• WHAT TO WORK ON: In the listing that follows, count every line with the word "styles" in it and write only the total.

[Source records]

───

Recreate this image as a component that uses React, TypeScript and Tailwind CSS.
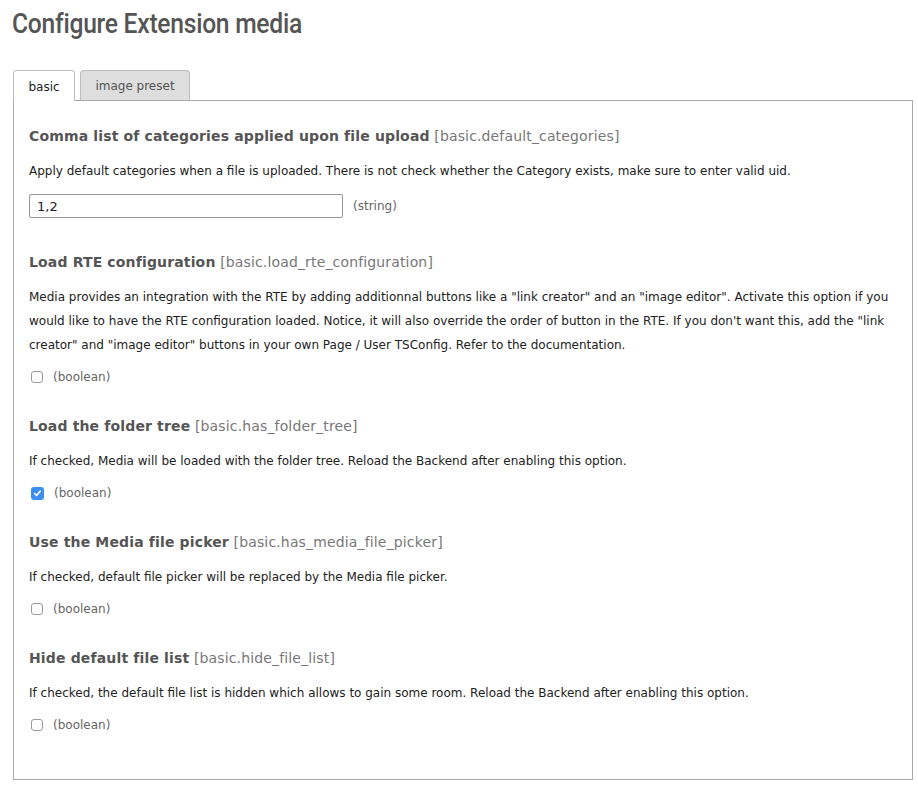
import React from 'react'

type Field = {
  title: string
  key: string
  desc: string
  type: 'string' | 'boolean'
  value?: string
  checked?: boolean
}

const fields: Field[] = [
  {
    title: 'Comma list of categories applied upon file upload',
    key: '[basic.default_categories]',
    desc: 'Apply default categories when a file is uploaded. There is not check whether the Category exists, make sure to enter valid uid.',
    type: 'string',
    value: '1,2',
  },
  {
    title: 'Load RTE configuration',
    key: '[basic.load_rte_configuration]',
    desc: 'Media provides an integration with the RTE by adding additionnal buttons like a "link creator" and an "image editor". Activate this option if you would like to have the RTE configuration loaded. Notice, it will also override the order of button in the RTE. If you don\'t want this, add the "link creator" and "image editor" buttons in your own Page / User TSConfig. Refer to the documentation.',
    type: 'boolean',
  },
  {
    title: 'Load the folder tree',
    key: '[basic.has_folder_tree]',
    desc: 'If checked, Media will be loaded with the folder tree. Reload the Backend after enabling this option.',
    type: 'boolean',
    checked: true,
  },
  {
    title: 'Use the Media file picker',
    key: '[basic.has_media_file_picker]',
    desc: 'If checked, default file picker will be replaced by the Media file picker.',
    type: 'boolean',
  },
  {
    title: 'Hide default file list',
    key: '[basic.hide_file_list]',
    desc: 'If checked, the default file list is hidden which allows to gain some room. Reload the Backend after enabling this option.',
    type: 'boolean',
  },
]

function Checkbox({ checked }: { checked?: boolean }) {
  if (checked) {
    return (
      <span className="flex h-[13px] w-[13px] items-center justify-center rounded-[3px] bg-[#3b8ff0]">
        <svg width="9" height="9" viewBox="0 0 9 9" fill="none">
          <path d="M1.8 4.6L3.6 6.4L7.2 2.2" stroke="white" strokeWidth="1.6" strokeLinecap="round" strokeLinejoin="round" />
        </svg>
      </span>
    )
  }
  return <span className="block h-[12px] w-[12px] rounded-[3px] border border-[#9a9a9a] bg-white" />
}

export default function App() {
  return (
    <div className="min-h-[787px] bg-white pl-[13px] pr-[5px] pt-[6px] font-['DejaVu_Sans',Verdana,sans-serif] text-[#333]">
      <h1 className="-ml-[1px] inline-block origin-left scale-x-[0.88] font-['Roboto',sans-serif] text-[28px] font-medium leading-[36px] tracking-[-0.3px] text-[#555]">
        Configure Extension media
      </h1>

      {/* Tabs */}
      <div className="mt-[28px] flex items-end gap-[5px]">
        <div className="relative z-10 -mb-px flex h-[31px] w-[62px] items-center justify-center rounded-t-[4px] border border-b-0 border-[#bbb] bg-white pt-[2px] text-[12px] text-[#222]">
          basic
        </div>
        <div className="flex h-[30px] w-[110px] items-center justify-center rounded-t-[4px] border border-b-0 border-[#bbb] bg-[#dedede] text-[12px] text-[#555]">
          image preset
        </div>
      </div>

      {/* Panel */}
      <div className="w-[900px] border border-[#aaa] px-[15px] pb-[42px] pt-[25px]">
        {fields.map((f, i) => (
          <div key={f.key} className={i === 0 ? '' : fields[i - 1].type === 'string' ? 'mt-[34px]' : 'mt-[27px]'}>
            <h3 className="text-[14px] leading-[20px] tracking-[0.15px]">
              <span className="font-bold text-[#555]">{f.title}</span>{' '}
              <span className="text-[#777]">{f.key}</span>
            </h3>
            <p className="mt-[13px] text-[12px] leading-[24px] text-[#222]">{f.desc}</p>
            {f.type === 'string' ? (
              <div className="mt-[11px] flex items-center gap-[10px]">
                <input
                  defaultValue={f.value}
                  className="h-[24px] w-[314px] rounded-[2px] border border-[#999] px-[7px] text-[13px] text-[#222] outline-none"
                />
                <span className="text-[12px] text-[#666]">(string)</span>
              </div>
            ) : (
              <div className="mt-[8px] flex h-[24px] items-center gap-[10px] pl-[2px]">
                <Checkbox checked={f.checked} />
                <span className="text-[12px] text-[#666]">(boolean)</span>
              </div>
            )}
          </div>
        ))}
      </div>
    </div>
  )
}
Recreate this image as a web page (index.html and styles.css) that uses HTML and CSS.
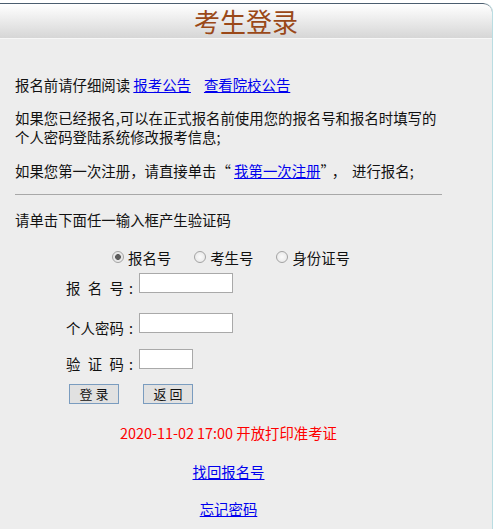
FILE: index.html
```html
<!DOCTYPE html>
<html lang="zh-CN">
<head>
<meta charset="utf-8">
<title>考生登录</title>
<link rel="stylesheet" href="styles.css">
</head>
<body>
<div class="page">
  <div class="header"><h1 class="title">考生登录</h1></div>
  <div class="content">
    <p class="p-first">报名前请仔细阅读 <a href="#">报考公告</a><a class="gap-link" href="#">查看院校公告</a></p>
    <p>如果您已经报名,可以在正式报名前使用您的报名号和报名时填写的个人密码登陆系统修改报考信息;</p>
    <p>如果您第一次注册，请直接单击“ <a href="#">我第一次注册</a>”<span class="comma">，</span>进行报名;</p>
    <hr class="rule">
    <p>请单击下面任一输入框产生验证码</p>

    <div class="radios">
      <label class="radio-item"><input type="radio" name="t" class="radio" checked><span>报名号</span></label>
      <label class="radio-item"><input type="radio" name="t" class="radio"><span>考生号</span></label>
      <label class="radio-item"><input type="radio" name="t" class="radio"><span>身份证号</span></label>
    </div>

    <div class="form">
      <div class="row row1">
        <span class="lbl"><span class="lbl-name">报 名 号</span><span class="colon">:</span></span>
        <input type="text" class="field">
      </div>
      <div class="row row2">
        <span class="lbl"><span class="lbl-name">个人密码</span><span class="colon">:</span></span>
        <input type="password" class="field">
      </div>
      <div class="row row3">
        <span class="lbl"><span class="lbl-name">验 证 码</span><span class="colon">:</span></span>
        <input type="text" class="field field-short">
      </div>
      <div class="buttons">
        <button class="btn" type="button">登 录</button>
        <button class="btn" type="button">返 回</button>
      </div>
    </div>

    <p class="center notice">2020-11-02 17:00 开放打印准考证</p>
    <p class="center link1"><a href="#">找回报名号</a></p>
    <p class="center link2"><a href="#">忘记密码</a></p>
  </div>
</div>
</body>
</html>
```

FILE: styles.css
```css
html, body {
  margin: 0;
  padding: 0;
  background: #ffffff;
}

body {
  font-family: "Noto Sans CJK SC", "Noto Sans", sans-serif;
  font-size: 14.4px;
  color: #111;
  height: 529px;
  overflow: hidden;
}

.page {
  margin-top: 3px;
  width: 492px;
  height: 526px;
  border-right: 1px solid #b9dde2;
  border-top-right-radius: 9px;
  background: #ededed;
  overflow: hidden;
}

.header {
  height: 34px;
  border-top: 1px solid #4b5d6f;
  border-top-right-radius: 9px;
  border-bottom: 1px solid #f7f7f7;
  background: linear-gradient(#ffffff, #d6d6d6);
  display: flex;
  align-items: center;
  justify-content: center;
}

.title {
  margin: 0;
  font-size: 26px;
  font-weight: normal;
  line-height: 30px;
  color: #9a4818;
}

.content {
  width: 427px;
  padding: 35.5px 0 0 15px;
}

.content p {
  margin: 14.5px 0 0;
  line-height: 19px;
}

.content p.p-first {
  margin-top: 0;
}

a {
  color: #0000ee;
  text-decoration: underline;
}

.gap-link {
  margin-left: 13px;
}

.comma {
  margin: 0 6px 0 4px;
}

.rule {
  margin: 14.5px 0 0;
  border: 0;
  height: 0;
  border-top: 1px solid #a8a8a8;
}

.radios {
  display: flex;
  align-items: center;
  margin-top: 19px;
  height: 19px;
  padding-left: 97px;
  gap: 23px;
}

.radio-item {
  display: flex;
  align-items: center;
  gap: 4px;
  line-height: 19px;
}

.radio {
  appearance: none;
  -webkit-appearance: none;
  margin: 0;
  width: 12px;
  height: 12px;
  border: 1px solid #a3a3a3;
  border-radius: 50%;
  background: radial-gradient(circle at 50% 50%, #fbfbfb 0, #e4e4e4 100%);
  box-sizing: border-box;
}

.radio:checked {
  background: radial-gradient(circle at 50% 50%, #5c5c5c 0, #5c5c5c 2.6px, #e6e6e6 3.2px, #f0f0f0 100%);
}

.form {
  padding-left: 51px;
}

.row {
  display: flex;
  align-items: flex-start;
}

.row1 { margin-top: 6.5px; }
.row2 { margin-top: 16.5px; }
.row3 { margin-top: 12.5px; }

.lbl {
  display: flex;
  width: 73px;
  padding-top: 4.5px;
  line-height: 19px;
}

.lbl-name {
  width: 58px;
  text-align: justify;
  text-align-last: justify;
}

.colon {
  padding-left: 5px;
}

.field {
  width: 94px;
  height: 20px;
  box-sizing: border-box;
  margin: 0;
  border: 1px solid #a9a9a9;
  background: #fff;
  padding: 1px 2px;
  font-size: 13px;
}

.field-short {
  width: 54px;
}

.buttons {
  display: flex;
  gap: 24px;
  margin-top: 11.5px;
  padding-left: 3px;
}

.btn {
  width: 50px;
  height: 20px;
  box-sizing: border-box;
  margin: 0;
  padding: 0;
  border: 1px solid #7a9cbf;
  background: #e1e1e1;
  font-family: "Noto Sans CJK SC", sans-serif;
  font-size: 13px;
  line-height: 18px;
  color: #111;
}

.center {
  text-align: center;
}

.content p.notice {
  margin-top: 19px;
  color: #ff0000;
}

.content p.link1 { margin-top: 19.5px; }
.content p.link2 { margin-top: 18px; }
```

───

• RESPONSE FOR THIS EXERCISE: 3